2En contrepoint de ces portraits à dominante sociologique, Seydou Traoré, maître de conférences en droit public à l’université de Reims, s’est intéressé au statut juridique de l’usager des services publics tel qu’il est défini par le droit [*]. Une consultation des divers codes ne lui apportant pas d’autre réponse que la définition tautologique selon laquelle l’usager est un individu qui, dans une situation donnée, tire profit d’une prestation fournie dans le cadre d’une activité de service public, il a alors choisi d’interroger le contentieux administratif. Il a identifié trois dimensions de la notion d’usager du service public du point de vue du droit positif : l’acquisition de la qualité d’usager, la spécificité des droits attachés à cette qualité et les devoirs propres à son détenteur.

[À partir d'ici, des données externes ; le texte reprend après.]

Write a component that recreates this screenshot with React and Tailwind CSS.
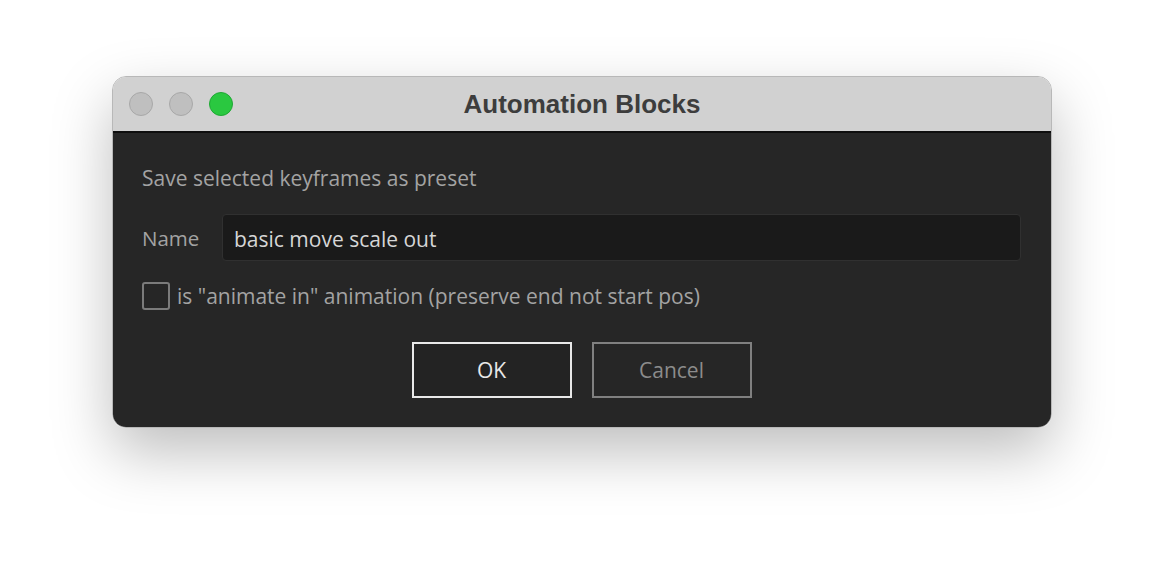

3La notion d’usager apparaît selon l’expression de M. Traoré comme « le condensé du droit administratif dans son ensemble, qui lui est principalement applicable », c’est-à-dire à la fois objet et sujet. La notion d’usager en constitue pour partie le champ d’application matériel, puisque les activités de service public sont destinées aux usagers, et organique, puisque les organes administratifs sont par définition, seuls investis de missions de service public.
4Le chercheur introduit ces distinctions dans le portrait de l’usager en se référant à des catégories plus philosophiques que juridiques qui le conduisent à parler d’usager effectif, de candidat-usager et d’usager potentiel. Ces désignations ne relèvent évidemment pas du droit positif, qui esquive a priori toute définition d’un tel objet.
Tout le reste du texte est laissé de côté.